- _Given exercise_:
Look through the data for the string "Tailwind". Copy every line where it is found.

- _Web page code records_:

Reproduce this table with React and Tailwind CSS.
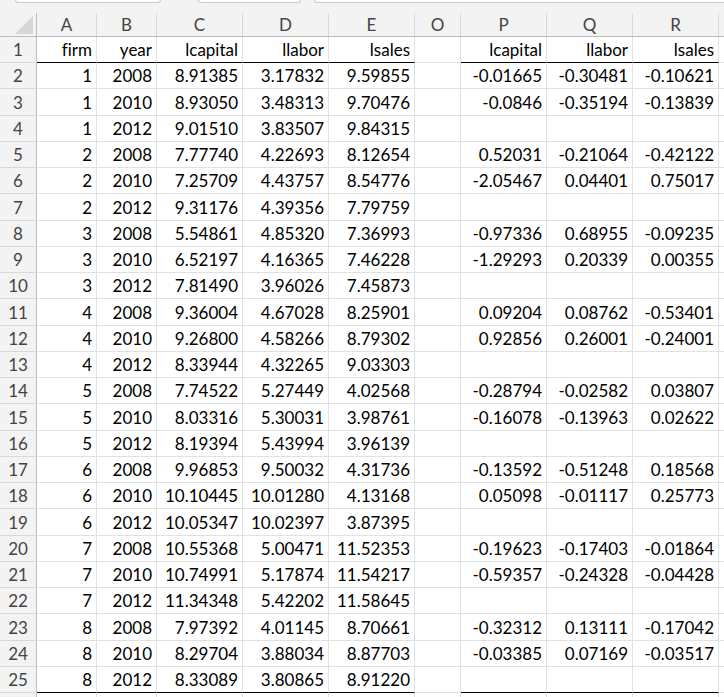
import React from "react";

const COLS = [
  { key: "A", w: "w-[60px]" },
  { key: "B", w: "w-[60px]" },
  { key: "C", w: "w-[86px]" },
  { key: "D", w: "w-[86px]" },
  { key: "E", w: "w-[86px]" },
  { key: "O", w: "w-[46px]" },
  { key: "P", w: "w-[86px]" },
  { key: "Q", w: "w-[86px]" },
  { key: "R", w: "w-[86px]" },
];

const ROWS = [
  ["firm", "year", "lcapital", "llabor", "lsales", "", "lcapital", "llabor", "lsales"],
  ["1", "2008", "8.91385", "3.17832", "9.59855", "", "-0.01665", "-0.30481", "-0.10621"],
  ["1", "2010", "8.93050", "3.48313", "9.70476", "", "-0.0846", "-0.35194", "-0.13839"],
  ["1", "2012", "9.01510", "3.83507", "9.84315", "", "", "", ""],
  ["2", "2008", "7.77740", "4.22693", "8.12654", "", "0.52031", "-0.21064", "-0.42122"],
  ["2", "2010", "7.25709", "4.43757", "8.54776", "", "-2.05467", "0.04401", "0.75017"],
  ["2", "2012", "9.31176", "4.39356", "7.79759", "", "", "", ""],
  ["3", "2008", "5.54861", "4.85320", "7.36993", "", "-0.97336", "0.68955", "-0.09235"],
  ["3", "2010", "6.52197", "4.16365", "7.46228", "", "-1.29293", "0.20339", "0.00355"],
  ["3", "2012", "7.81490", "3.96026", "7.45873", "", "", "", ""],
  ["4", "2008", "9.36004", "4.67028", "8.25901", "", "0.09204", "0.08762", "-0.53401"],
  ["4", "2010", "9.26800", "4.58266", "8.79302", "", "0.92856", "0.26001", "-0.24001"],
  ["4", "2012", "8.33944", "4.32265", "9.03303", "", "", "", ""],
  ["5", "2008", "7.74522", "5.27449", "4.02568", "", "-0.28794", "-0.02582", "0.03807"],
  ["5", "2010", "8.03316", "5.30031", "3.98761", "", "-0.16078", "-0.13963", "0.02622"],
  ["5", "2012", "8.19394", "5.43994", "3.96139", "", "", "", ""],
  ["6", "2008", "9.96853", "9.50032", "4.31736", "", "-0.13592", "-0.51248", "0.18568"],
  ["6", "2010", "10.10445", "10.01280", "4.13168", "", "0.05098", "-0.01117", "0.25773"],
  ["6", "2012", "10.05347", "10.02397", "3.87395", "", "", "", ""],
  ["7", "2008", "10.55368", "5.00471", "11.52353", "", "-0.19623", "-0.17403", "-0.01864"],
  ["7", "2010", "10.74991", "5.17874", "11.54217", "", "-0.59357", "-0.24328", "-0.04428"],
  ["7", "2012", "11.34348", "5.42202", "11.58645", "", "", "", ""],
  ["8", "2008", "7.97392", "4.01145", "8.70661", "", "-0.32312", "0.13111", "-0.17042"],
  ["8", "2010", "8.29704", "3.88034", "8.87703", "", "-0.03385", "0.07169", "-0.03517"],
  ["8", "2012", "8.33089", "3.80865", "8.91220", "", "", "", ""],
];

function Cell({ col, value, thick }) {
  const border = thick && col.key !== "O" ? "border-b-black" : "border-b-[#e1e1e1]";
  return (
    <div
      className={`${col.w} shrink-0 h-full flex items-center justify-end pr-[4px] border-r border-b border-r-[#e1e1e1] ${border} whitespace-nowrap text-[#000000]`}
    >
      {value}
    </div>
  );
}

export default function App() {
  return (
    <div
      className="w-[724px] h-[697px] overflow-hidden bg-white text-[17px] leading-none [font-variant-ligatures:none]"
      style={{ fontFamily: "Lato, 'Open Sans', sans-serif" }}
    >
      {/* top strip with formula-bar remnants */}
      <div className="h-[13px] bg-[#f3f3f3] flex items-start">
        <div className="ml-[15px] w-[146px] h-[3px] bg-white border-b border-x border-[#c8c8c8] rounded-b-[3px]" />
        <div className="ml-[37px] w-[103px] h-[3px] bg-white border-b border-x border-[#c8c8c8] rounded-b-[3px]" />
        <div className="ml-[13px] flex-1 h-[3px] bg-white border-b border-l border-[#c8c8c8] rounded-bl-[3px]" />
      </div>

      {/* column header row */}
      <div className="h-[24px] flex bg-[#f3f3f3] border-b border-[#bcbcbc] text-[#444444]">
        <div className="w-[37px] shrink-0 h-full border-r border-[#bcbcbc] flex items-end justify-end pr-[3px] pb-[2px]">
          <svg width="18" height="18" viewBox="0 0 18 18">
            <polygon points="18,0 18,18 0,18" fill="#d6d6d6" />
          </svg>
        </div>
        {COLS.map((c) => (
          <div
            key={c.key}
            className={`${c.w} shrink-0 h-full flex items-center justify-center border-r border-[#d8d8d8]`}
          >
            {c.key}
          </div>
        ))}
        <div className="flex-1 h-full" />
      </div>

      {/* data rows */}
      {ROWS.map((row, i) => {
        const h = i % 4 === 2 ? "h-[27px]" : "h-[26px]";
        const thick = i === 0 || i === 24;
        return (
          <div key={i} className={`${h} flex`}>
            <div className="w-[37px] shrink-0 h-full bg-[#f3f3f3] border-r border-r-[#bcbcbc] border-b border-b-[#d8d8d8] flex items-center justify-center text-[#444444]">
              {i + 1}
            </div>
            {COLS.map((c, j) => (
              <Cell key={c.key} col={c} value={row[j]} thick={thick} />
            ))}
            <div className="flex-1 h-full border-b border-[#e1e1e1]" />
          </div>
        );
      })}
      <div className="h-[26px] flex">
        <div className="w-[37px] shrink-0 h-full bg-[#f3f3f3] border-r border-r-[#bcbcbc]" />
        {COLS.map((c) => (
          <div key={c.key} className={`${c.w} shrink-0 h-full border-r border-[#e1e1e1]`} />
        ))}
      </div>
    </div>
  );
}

...

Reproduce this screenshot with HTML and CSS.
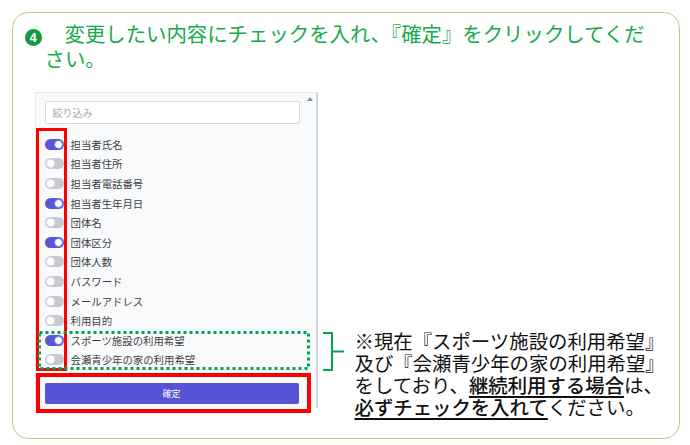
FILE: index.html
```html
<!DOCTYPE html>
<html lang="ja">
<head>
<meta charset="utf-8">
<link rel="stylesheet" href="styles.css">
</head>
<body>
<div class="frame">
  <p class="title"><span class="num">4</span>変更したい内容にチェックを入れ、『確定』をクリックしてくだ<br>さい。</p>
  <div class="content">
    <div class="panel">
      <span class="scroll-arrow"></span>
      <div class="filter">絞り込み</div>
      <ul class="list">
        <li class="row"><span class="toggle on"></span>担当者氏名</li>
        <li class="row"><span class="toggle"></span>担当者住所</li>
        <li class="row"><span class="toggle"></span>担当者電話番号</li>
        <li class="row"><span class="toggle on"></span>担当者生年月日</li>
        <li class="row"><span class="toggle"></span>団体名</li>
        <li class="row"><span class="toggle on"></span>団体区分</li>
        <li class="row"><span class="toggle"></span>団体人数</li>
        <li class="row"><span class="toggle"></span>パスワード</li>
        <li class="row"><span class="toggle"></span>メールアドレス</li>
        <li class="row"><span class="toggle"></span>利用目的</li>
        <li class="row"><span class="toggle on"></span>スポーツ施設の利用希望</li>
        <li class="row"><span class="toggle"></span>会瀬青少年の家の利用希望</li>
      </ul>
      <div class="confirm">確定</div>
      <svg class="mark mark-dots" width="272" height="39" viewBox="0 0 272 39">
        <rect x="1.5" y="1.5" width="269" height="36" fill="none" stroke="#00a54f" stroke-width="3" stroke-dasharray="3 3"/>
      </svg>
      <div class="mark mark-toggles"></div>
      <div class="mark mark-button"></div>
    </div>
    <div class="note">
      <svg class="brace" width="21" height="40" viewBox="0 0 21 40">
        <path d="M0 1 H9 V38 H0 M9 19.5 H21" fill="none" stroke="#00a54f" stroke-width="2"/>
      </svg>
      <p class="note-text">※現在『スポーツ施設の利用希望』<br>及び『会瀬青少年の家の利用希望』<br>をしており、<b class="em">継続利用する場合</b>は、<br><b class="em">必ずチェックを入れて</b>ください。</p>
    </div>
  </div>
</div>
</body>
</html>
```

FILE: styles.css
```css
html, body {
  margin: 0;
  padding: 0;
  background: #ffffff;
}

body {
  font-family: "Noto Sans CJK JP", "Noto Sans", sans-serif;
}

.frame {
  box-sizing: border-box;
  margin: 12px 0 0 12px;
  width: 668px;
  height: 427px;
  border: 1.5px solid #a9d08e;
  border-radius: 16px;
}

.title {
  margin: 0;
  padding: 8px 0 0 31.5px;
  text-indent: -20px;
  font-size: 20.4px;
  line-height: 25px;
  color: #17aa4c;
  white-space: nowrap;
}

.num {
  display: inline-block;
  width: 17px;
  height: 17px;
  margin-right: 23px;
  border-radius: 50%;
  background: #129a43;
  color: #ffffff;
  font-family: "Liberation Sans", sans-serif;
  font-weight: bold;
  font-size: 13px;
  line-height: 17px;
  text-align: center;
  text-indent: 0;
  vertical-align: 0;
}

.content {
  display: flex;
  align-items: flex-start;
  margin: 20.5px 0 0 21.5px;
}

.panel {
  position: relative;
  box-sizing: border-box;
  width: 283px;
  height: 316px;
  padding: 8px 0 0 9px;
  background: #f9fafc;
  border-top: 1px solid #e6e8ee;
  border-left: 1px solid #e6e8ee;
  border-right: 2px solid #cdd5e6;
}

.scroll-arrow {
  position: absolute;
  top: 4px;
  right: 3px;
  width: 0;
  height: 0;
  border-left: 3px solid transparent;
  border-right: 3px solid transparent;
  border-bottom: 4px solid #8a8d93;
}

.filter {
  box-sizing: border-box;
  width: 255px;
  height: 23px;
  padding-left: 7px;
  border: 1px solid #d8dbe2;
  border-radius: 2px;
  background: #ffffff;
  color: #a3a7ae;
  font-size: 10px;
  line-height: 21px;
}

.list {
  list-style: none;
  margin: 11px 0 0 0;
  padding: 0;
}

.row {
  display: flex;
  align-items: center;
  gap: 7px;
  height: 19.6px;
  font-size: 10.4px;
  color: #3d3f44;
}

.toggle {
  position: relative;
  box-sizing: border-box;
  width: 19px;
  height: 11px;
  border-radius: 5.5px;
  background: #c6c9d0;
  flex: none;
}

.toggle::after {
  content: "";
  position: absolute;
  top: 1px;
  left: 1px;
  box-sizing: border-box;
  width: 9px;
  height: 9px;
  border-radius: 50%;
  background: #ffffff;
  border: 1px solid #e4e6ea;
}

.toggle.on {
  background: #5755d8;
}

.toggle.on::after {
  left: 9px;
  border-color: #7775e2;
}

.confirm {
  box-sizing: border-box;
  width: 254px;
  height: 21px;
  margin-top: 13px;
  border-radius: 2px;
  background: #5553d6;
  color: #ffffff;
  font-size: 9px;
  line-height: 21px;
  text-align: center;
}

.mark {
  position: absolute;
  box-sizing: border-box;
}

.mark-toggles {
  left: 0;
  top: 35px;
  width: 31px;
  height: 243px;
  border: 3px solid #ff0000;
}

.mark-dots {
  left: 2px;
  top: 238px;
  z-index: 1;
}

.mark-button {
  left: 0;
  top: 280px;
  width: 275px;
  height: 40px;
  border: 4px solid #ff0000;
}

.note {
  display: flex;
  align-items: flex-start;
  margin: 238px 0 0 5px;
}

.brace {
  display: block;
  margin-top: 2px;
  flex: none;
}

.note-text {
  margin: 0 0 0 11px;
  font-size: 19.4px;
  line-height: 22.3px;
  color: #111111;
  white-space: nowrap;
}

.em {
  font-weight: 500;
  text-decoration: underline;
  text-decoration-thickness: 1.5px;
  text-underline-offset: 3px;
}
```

--

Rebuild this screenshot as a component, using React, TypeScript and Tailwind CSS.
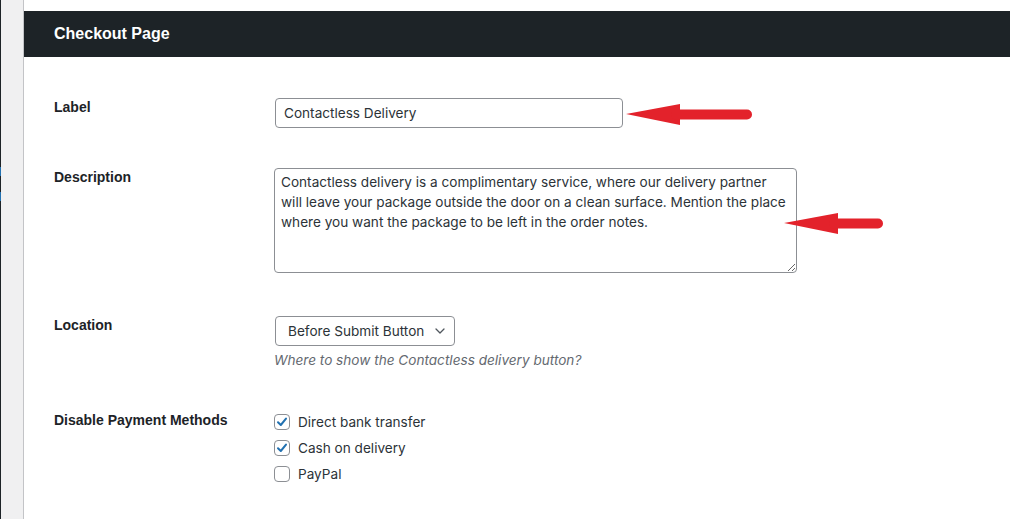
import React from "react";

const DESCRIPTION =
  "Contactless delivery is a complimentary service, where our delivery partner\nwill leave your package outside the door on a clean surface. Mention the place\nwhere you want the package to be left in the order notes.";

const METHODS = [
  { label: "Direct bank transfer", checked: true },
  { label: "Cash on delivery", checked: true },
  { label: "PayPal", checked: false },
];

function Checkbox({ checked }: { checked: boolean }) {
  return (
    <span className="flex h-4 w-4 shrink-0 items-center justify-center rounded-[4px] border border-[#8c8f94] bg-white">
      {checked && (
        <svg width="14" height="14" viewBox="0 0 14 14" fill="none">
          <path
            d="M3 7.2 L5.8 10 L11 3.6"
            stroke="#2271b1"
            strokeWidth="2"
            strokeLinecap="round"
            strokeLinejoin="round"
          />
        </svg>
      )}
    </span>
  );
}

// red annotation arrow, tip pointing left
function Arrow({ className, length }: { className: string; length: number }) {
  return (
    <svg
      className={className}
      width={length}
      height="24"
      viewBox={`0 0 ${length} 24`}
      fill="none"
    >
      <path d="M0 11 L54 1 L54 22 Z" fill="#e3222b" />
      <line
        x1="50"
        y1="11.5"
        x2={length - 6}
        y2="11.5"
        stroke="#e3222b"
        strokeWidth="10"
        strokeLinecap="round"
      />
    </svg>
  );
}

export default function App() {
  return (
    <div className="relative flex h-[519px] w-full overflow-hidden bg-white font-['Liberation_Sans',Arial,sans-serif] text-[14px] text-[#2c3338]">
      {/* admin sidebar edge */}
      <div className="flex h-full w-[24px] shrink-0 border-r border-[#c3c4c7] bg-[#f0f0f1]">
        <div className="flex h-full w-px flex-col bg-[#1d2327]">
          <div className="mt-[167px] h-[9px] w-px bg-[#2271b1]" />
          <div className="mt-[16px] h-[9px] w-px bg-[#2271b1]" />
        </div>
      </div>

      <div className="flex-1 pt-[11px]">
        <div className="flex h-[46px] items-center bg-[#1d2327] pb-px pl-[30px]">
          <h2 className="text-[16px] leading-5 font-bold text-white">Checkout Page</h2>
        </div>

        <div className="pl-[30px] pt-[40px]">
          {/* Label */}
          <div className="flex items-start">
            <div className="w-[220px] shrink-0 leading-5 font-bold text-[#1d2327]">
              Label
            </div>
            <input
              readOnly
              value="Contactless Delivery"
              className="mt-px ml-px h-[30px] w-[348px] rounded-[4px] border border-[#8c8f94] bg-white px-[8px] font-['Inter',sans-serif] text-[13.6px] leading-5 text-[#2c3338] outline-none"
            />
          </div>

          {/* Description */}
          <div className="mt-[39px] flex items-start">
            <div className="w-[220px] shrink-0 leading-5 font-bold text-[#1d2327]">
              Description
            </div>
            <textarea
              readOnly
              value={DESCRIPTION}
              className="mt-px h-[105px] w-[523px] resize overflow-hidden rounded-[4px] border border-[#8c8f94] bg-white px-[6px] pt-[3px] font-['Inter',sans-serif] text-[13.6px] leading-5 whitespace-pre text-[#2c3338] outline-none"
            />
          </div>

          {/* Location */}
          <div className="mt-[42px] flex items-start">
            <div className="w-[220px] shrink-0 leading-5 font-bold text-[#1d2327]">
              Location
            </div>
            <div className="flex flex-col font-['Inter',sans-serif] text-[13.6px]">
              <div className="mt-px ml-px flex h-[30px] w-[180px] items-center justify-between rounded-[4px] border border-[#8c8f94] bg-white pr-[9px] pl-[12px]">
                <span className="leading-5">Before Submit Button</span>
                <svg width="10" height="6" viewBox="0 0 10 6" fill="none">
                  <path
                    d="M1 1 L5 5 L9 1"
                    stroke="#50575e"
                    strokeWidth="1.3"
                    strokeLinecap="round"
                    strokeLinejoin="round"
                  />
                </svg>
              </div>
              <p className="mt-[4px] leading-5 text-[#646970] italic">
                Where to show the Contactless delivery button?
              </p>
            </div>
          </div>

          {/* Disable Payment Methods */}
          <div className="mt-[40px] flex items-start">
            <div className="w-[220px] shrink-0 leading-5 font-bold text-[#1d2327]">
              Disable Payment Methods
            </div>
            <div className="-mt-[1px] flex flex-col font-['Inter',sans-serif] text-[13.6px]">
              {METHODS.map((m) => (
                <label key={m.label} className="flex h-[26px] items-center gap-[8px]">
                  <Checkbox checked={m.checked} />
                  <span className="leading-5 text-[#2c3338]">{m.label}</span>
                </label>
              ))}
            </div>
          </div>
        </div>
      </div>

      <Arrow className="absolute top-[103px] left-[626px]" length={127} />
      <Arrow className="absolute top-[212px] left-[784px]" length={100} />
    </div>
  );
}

- _Written solution_:
Reproduce this table with React and Tailwind CSS.
Rebuild this screenshot as a component, using React, TypeScript and Tailwind CSS.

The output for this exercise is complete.